Show all lines holding "index".
-- Start DATASET CONTENT --
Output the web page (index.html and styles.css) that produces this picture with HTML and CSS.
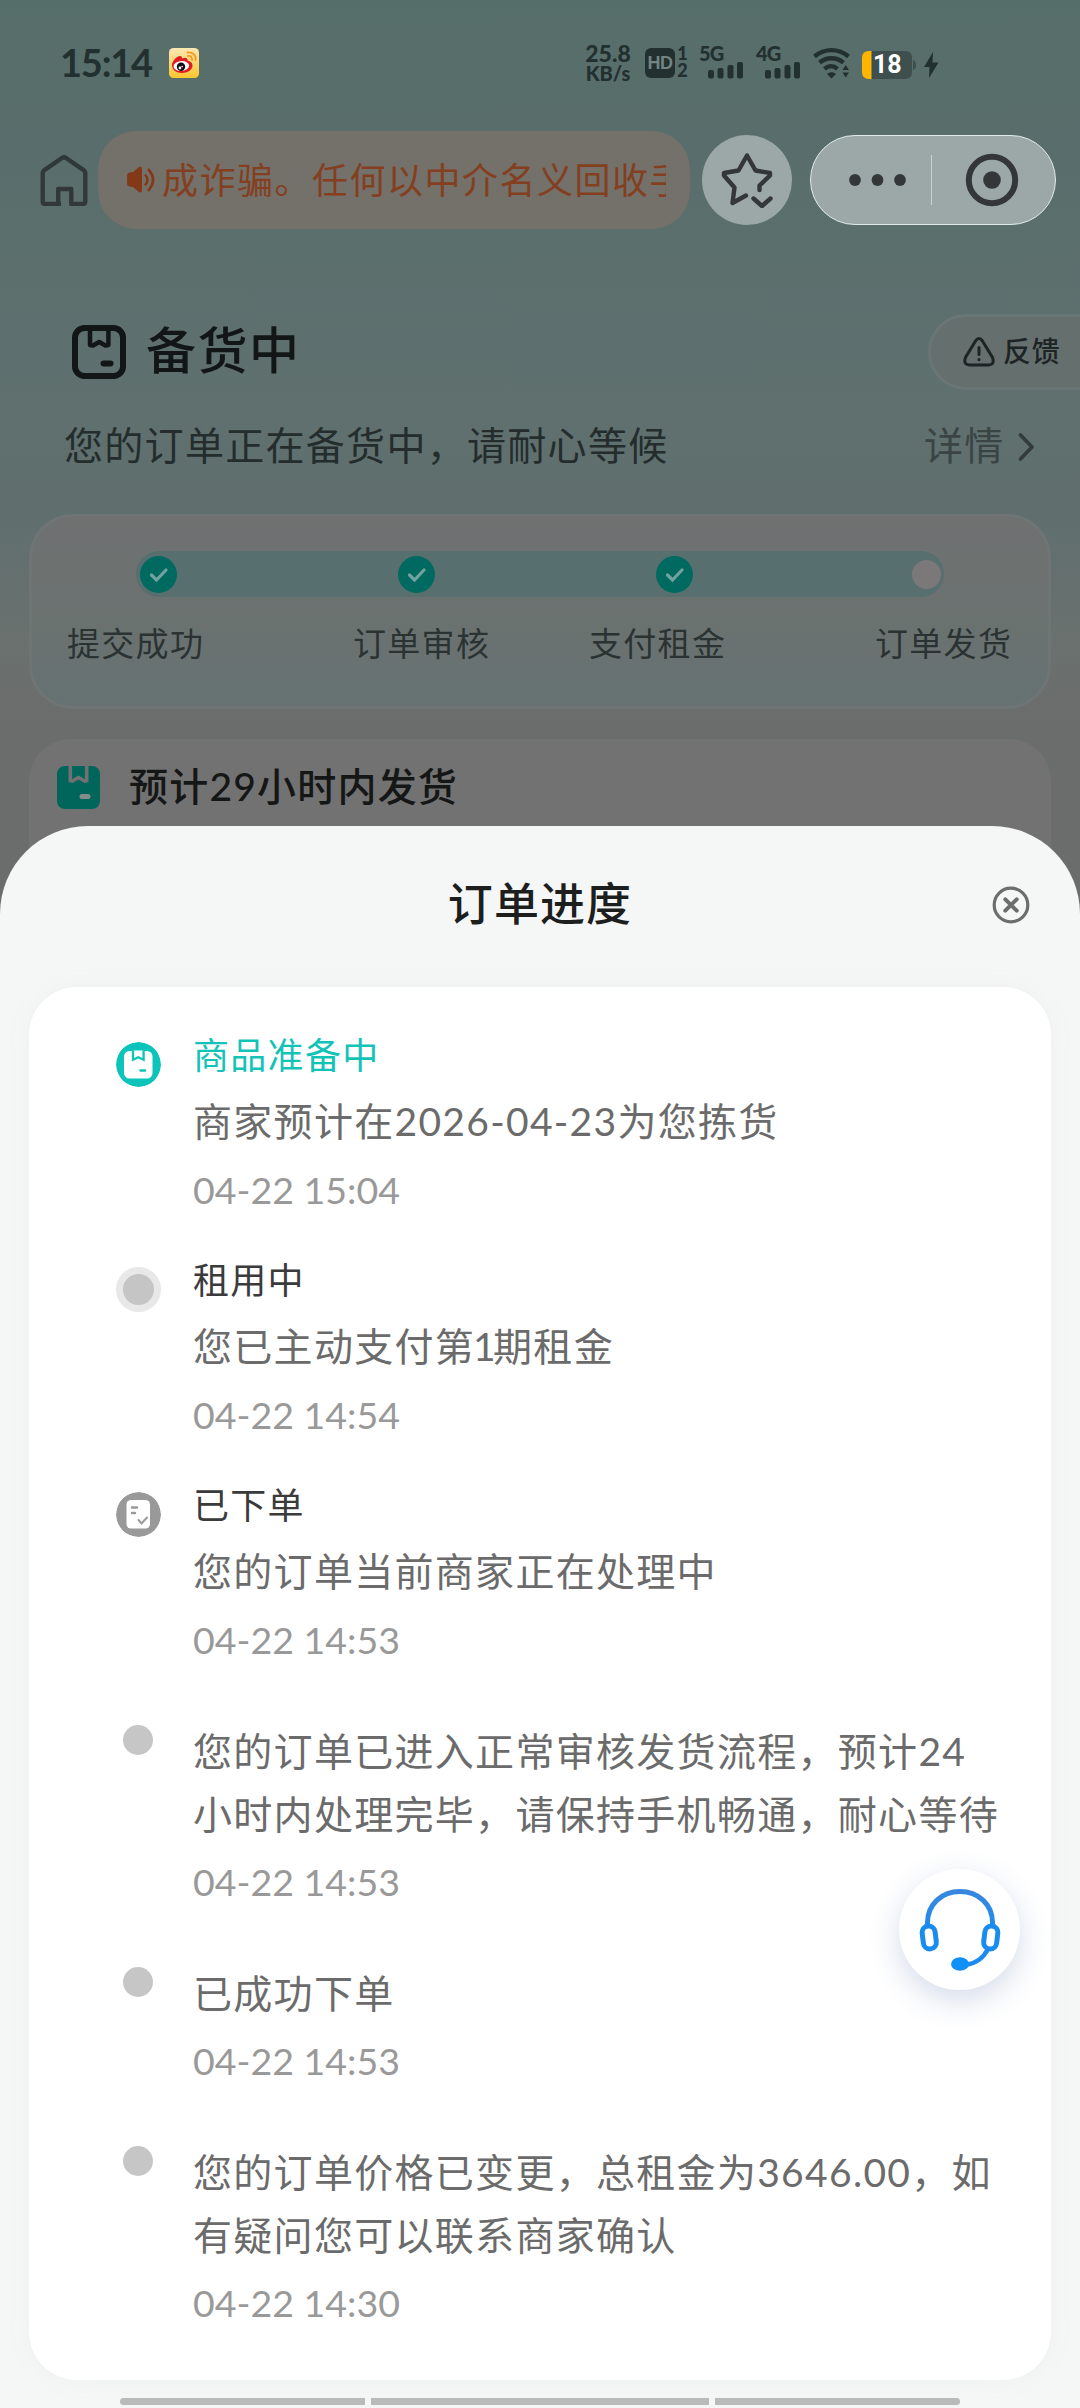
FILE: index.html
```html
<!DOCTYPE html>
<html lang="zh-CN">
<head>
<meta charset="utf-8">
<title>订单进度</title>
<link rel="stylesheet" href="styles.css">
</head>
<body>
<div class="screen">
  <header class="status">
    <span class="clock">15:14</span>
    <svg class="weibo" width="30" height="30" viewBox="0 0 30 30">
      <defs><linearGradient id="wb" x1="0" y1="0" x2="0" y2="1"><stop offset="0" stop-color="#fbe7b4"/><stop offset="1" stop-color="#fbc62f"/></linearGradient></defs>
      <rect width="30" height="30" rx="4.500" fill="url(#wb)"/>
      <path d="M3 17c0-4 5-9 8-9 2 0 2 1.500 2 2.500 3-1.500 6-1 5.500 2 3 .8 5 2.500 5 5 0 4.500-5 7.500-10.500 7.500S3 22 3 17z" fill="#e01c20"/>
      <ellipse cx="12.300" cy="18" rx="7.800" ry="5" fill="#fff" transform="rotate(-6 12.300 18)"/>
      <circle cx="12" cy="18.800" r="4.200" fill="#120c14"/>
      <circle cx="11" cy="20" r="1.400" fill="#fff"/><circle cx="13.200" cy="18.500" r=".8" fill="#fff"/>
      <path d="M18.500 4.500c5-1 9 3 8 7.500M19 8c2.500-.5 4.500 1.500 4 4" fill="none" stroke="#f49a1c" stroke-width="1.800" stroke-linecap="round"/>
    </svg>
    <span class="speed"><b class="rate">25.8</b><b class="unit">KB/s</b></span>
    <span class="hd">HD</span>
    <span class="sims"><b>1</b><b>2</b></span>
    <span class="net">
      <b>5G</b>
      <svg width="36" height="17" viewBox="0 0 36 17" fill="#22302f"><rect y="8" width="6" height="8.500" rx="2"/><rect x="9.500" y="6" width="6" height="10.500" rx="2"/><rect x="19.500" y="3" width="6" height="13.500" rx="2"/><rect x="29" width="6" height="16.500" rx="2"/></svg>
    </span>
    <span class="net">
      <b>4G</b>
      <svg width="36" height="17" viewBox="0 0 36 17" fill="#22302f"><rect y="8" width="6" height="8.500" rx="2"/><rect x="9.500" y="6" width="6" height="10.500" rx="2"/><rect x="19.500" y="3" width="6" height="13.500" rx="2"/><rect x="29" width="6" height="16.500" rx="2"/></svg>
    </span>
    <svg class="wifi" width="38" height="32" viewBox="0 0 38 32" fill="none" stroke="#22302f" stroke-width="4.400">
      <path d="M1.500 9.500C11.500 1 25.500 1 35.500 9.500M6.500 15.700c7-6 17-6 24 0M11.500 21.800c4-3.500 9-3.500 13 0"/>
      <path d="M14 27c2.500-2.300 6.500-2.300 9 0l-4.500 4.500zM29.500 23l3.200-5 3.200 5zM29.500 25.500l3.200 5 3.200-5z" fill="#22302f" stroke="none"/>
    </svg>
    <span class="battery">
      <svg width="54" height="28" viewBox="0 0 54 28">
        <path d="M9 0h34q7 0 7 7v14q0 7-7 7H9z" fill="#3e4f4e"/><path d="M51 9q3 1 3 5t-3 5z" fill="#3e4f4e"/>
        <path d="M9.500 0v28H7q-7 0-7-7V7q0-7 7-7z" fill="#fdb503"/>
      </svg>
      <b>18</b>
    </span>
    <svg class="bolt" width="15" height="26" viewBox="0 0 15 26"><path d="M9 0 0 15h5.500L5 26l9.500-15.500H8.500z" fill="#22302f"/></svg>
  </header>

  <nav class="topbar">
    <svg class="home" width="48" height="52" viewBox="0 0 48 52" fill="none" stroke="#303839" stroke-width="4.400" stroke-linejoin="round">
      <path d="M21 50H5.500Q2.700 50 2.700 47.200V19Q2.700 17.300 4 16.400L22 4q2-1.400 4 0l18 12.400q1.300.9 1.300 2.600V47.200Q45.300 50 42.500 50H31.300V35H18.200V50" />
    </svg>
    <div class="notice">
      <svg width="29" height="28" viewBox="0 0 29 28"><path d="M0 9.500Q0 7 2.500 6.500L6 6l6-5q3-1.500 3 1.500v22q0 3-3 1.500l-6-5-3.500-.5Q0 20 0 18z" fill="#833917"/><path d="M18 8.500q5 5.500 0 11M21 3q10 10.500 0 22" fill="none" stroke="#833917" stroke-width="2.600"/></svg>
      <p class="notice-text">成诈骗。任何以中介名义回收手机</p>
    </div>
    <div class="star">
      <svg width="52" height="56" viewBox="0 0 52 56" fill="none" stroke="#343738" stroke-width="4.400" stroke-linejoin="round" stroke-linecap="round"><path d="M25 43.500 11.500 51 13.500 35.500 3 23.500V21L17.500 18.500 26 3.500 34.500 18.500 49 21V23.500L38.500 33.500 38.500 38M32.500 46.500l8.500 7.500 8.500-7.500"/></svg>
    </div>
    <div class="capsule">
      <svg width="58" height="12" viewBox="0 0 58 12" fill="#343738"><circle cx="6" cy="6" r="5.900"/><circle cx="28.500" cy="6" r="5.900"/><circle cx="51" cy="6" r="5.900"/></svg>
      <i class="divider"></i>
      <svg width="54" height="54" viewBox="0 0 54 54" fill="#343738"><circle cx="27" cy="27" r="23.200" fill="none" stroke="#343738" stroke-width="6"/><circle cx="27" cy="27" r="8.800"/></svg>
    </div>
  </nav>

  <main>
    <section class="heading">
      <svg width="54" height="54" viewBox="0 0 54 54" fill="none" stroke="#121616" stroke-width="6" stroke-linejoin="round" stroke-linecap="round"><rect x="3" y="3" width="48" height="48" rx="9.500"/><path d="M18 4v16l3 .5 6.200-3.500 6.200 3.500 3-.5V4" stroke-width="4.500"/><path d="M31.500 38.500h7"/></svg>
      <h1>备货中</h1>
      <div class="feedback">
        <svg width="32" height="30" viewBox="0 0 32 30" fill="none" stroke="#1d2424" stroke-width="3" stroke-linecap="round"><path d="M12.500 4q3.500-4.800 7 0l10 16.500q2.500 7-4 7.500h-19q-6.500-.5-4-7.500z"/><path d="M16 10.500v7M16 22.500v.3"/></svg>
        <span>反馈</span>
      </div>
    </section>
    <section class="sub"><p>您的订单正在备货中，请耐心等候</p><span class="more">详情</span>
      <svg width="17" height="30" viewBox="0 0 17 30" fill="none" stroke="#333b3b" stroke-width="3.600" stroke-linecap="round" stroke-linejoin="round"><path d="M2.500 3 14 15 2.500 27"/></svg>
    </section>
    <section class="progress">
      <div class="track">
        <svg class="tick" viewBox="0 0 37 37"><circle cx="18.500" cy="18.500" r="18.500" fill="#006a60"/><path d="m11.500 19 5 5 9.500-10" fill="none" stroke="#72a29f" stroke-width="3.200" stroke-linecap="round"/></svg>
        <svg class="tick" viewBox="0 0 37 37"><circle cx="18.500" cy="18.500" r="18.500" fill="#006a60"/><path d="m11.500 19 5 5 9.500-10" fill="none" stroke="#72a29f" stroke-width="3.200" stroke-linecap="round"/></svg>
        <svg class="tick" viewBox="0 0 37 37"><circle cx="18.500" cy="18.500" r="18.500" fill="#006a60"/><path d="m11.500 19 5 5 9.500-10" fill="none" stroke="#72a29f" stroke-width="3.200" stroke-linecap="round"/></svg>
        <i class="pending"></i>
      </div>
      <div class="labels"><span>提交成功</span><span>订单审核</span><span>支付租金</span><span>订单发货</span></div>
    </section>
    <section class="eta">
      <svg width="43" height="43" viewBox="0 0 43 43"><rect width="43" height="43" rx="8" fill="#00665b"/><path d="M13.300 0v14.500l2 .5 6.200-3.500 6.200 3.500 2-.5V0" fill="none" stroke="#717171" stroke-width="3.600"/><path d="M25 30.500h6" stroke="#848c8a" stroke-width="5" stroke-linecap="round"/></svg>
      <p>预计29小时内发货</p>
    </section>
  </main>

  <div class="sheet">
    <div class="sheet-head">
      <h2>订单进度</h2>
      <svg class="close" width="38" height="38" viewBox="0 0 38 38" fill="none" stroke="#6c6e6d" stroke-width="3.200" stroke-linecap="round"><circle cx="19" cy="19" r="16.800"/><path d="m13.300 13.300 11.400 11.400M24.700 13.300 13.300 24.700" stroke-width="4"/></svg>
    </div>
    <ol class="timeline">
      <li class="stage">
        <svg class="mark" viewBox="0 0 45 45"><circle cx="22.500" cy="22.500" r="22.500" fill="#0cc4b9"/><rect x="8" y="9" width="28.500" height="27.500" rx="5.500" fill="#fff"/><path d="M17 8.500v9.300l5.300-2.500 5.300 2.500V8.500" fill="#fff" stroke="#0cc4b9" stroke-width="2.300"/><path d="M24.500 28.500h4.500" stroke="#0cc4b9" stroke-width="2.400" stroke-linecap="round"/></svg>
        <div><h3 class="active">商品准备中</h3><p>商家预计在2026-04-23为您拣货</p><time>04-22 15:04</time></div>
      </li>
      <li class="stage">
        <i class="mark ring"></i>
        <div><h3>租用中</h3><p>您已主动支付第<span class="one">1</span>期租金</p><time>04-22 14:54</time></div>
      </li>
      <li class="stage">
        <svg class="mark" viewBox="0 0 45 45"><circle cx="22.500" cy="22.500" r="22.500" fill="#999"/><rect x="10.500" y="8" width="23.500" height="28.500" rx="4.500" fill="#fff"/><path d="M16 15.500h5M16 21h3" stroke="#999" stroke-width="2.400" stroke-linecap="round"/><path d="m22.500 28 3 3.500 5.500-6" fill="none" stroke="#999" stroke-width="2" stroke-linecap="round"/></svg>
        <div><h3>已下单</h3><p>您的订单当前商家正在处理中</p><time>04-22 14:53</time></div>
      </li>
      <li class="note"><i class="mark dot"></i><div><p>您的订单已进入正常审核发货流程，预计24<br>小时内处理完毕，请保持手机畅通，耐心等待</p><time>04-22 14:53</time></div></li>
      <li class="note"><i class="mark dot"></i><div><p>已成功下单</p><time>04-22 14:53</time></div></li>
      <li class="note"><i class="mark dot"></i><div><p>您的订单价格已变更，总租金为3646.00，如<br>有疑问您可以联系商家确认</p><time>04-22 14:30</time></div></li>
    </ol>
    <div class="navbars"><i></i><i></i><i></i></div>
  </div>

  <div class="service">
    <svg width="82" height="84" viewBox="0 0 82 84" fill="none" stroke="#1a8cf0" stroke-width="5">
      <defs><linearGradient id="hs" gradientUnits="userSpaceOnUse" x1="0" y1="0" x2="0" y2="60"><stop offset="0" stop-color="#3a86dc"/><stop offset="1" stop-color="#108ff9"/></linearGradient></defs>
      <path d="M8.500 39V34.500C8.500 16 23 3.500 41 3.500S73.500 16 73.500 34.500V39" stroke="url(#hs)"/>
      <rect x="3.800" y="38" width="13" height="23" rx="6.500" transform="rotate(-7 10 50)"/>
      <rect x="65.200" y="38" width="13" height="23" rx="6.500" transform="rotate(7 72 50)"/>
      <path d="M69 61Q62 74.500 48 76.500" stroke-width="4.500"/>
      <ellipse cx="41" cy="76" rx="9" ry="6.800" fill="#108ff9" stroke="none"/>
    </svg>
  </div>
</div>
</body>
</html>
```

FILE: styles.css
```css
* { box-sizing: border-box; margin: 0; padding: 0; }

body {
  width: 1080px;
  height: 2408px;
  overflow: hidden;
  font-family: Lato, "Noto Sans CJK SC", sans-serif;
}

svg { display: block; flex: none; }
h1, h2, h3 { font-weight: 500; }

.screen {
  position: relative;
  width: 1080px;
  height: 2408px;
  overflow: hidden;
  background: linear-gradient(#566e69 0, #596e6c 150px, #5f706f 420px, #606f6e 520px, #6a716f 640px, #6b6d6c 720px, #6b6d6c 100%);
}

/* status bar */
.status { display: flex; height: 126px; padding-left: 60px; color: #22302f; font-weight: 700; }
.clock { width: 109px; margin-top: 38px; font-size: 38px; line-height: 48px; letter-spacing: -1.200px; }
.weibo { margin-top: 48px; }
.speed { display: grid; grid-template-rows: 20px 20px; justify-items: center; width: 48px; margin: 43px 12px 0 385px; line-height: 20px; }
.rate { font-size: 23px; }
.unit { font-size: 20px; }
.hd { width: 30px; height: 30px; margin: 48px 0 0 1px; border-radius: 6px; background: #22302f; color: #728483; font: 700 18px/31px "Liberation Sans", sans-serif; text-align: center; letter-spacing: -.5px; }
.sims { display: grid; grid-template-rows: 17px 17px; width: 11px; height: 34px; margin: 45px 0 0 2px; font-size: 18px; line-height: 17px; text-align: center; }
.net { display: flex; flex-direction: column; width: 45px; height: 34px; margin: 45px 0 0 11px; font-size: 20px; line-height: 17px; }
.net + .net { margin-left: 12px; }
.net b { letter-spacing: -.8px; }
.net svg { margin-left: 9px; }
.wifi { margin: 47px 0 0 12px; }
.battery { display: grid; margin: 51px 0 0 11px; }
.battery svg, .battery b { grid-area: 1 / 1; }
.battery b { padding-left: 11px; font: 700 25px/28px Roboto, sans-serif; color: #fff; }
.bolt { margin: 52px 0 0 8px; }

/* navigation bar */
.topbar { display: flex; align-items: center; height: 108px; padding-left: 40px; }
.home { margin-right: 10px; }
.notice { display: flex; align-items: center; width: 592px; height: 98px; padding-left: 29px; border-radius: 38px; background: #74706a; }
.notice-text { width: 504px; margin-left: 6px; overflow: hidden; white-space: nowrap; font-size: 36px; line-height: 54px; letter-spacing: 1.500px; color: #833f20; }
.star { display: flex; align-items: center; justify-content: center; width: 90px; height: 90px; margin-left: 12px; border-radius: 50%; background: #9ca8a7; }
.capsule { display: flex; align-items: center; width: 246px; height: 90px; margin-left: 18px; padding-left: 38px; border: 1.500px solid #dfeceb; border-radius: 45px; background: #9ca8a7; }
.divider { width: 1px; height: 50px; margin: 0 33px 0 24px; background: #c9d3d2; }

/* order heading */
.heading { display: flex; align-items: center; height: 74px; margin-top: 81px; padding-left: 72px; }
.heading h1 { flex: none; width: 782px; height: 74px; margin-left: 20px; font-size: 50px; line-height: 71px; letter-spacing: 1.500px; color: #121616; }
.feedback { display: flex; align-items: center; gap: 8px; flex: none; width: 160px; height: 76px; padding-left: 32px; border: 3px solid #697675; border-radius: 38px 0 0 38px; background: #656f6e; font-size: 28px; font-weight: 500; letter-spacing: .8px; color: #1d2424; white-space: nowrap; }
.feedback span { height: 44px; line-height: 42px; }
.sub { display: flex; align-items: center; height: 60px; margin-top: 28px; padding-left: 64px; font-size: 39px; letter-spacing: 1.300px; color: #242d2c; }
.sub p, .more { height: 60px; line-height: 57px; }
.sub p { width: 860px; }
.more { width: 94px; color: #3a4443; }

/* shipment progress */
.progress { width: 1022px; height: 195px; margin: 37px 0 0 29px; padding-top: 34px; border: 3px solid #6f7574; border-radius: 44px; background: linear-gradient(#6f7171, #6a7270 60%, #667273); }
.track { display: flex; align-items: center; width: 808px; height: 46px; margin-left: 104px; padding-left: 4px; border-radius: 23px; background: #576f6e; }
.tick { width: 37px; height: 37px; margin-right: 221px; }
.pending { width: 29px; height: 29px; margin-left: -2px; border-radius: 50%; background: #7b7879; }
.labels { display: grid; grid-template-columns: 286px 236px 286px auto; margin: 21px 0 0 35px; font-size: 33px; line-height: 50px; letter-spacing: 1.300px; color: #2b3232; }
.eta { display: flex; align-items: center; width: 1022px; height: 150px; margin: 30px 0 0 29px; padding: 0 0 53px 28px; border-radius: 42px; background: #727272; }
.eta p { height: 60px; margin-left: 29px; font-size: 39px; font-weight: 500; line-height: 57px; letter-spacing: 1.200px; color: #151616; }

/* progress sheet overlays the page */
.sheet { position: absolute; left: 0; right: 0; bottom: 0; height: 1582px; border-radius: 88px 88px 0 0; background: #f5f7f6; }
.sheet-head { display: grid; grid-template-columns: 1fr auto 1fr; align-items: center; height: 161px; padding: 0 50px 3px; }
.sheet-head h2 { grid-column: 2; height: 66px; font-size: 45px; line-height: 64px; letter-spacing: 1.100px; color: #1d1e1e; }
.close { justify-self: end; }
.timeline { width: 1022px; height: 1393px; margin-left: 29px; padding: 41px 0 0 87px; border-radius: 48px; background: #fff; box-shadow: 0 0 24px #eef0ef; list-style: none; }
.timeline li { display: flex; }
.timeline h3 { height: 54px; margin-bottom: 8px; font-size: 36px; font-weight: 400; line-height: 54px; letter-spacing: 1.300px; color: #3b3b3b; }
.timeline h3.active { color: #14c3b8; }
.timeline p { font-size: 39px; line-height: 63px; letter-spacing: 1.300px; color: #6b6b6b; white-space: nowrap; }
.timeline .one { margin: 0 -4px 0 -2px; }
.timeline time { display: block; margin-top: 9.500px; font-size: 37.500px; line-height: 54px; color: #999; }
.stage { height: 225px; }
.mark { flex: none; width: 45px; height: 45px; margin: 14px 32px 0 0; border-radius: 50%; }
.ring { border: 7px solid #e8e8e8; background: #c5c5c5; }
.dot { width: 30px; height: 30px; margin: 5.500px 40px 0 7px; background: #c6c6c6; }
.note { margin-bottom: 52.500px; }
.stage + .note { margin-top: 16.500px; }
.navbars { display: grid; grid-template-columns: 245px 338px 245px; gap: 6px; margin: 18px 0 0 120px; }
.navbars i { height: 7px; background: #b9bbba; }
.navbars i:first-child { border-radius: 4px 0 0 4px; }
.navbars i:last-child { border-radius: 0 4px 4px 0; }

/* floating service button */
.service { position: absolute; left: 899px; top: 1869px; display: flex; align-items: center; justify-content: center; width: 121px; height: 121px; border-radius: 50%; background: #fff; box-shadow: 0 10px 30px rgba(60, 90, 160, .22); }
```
-- End DATASET CONTENT --
__EXERCISE SOLUTION__:
Output the web page (index.html and styles.css) that produces this picture with HTML and CSS.
FILE: index.html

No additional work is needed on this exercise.